But the point is that we’ve got the hood up and maybe the engine out on the national economy. That’s a bad situation on a lot of fronts. But it’s also the opportunity to really change things. Not just fix things on the margins but make the big changes. As long as we’re talking about sums of money in the tens and hundreds of billions of dollars, let’s not restrict ourselves to considering whether we throw Detroit a lifeline that keeps them in motion and employing their workers through the current recession. Maybe we need to invest 50 billion dollars in having a mass market fully electric car in five years. I don’t see anybody who doesn’t agree that whatever the costs of letting GM go under, that it’s management who drove this company into the ditch with a lot of terrible decisions and unwillingness to change.

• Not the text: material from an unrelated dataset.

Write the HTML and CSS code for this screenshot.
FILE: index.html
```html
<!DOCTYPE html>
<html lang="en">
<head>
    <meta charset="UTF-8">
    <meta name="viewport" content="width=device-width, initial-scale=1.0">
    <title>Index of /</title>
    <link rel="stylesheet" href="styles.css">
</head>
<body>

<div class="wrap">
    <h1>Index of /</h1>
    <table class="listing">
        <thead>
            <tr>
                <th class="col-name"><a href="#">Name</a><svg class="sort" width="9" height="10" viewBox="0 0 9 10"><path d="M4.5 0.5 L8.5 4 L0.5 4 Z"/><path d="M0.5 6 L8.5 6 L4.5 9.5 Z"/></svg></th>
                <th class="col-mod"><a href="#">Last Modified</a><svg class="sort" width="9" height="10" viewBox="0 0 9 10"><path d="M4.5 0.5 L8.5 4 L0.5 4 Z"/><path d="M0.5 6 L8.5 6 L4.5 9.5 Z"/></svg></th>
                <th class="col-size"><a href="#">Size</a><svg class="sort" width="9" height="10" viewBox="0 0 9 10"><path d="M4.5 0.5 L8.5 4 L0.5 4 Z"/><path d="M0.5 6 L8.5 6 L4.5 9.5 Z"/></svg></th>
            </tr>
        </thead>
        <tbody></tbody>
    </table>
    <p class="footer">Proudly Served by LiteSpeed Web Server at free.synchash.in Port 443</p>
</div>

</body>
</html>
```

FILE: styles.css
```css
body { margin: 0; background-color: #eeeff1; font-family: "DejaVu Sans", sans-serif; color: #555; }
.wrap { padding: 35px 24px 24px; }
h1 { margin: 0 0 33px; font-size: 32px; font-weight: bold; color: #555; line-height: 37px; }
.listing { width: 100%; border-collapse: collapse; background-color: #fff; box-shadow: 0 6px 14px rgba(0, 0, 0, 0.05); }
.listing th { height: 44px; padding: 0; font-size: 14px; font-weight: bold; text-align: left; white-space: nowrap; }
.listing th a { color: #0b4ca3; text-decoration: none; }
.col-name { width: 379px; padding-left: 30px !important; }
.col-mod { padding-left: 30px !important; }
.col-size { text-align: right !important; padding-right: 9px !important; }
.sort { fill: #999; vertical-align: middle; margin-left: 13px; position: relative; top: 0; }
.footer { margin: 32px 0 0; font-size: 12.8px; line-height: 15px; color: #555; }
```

So maybe we take GM into some sort of managed restructuring, push out management, clean out the equity holders, and use the ‘company’ as the vehicle for leapfrogging the US into the 21st century, non-hydrocarbon auto industry.
It always annoys the shit out of me during political campaigns when somebody will bring up a government program that costs 3 cents per capita and use it as an example of why we can’t pay for education or health care or veterans’ benefits or other stuff that costs so very much more that it’s almost a joke. We’re not capable of doing big things, is the message, we’re only capable of the small, and even then, not doing it that well. It’s like we all have collective amnesia about World War II and the moon landing, like we’ve internalized so much of the Republicans’ crap about how government can’t do anything so just sit and have a Cheeto feast and bitch some more that we can’t even comprehend the possiblity that our national will can be focused on anything other than war.
You don’t lose people as supporters because you ask them for too much. You lose them because you ask too little. Let me tell you, in every nonprofit organization I’ve been involved in and I’m currently up to my neck in three, it’s the ones that need my help that I help. If somebody isn’t ringing my bell, hell, I’m a busy girl, call me when you have a job for me to do. I think for so long our phone just hasn’t rung that when we do hear the noise it might weird us out a little at first.
A.
After years of ignoring anti-trust laws and regulations we now have many “too big to fail” businesses. So, letting them all fail just isn’t a solution to anything. One thing that is a solution is to nationalize those “too big to fail” businesses as they approach failure.
This gives us an opportunity to clean out dead wood, trim the surplus executives, replace the board of directors, downsize or re-size the company, and head off in a direction that benefits the nation and not the stockholders. This is called “socialism”. Maybe it was the fear of having their toys taken away from them that led the movers and shakers to propagandize so vigorously against socialism for so many years.
Alternatively, we can always bust apart the “too big to fail” corporations into “not too big to fail” chunks and continue with capitalism. That is my favored approach.
Shit.
I saw “Big Changes” in the RSS post list and I thought I was going to see “Mister and A and I are moving to New Zealand to ranch ferrets and pygmy hippos. It’s Jude’s blog now. Ciao!” message or somesuch.
But yeah, big changes. Like the old poster (shutup) says, “We Can Do It.” I am under no illusion that it is going to be pleasant. Hell, I’m not even under the illusion I’ll have a job.
But I know we can find a way through to the other side.
i expect a BETTER govt for the money toot sweet.
I’m with Josh. If we’re going to make that big of an investment, let’s make it a worthwhile investment. Let’s get something positive for the United States as a whole out of it.
And hold the dickwads who got GM, et al, into this mess accountable. Fine them the equivalent of their last two years’ salaries, and use that to pay several replacement CEO-types a rational wage.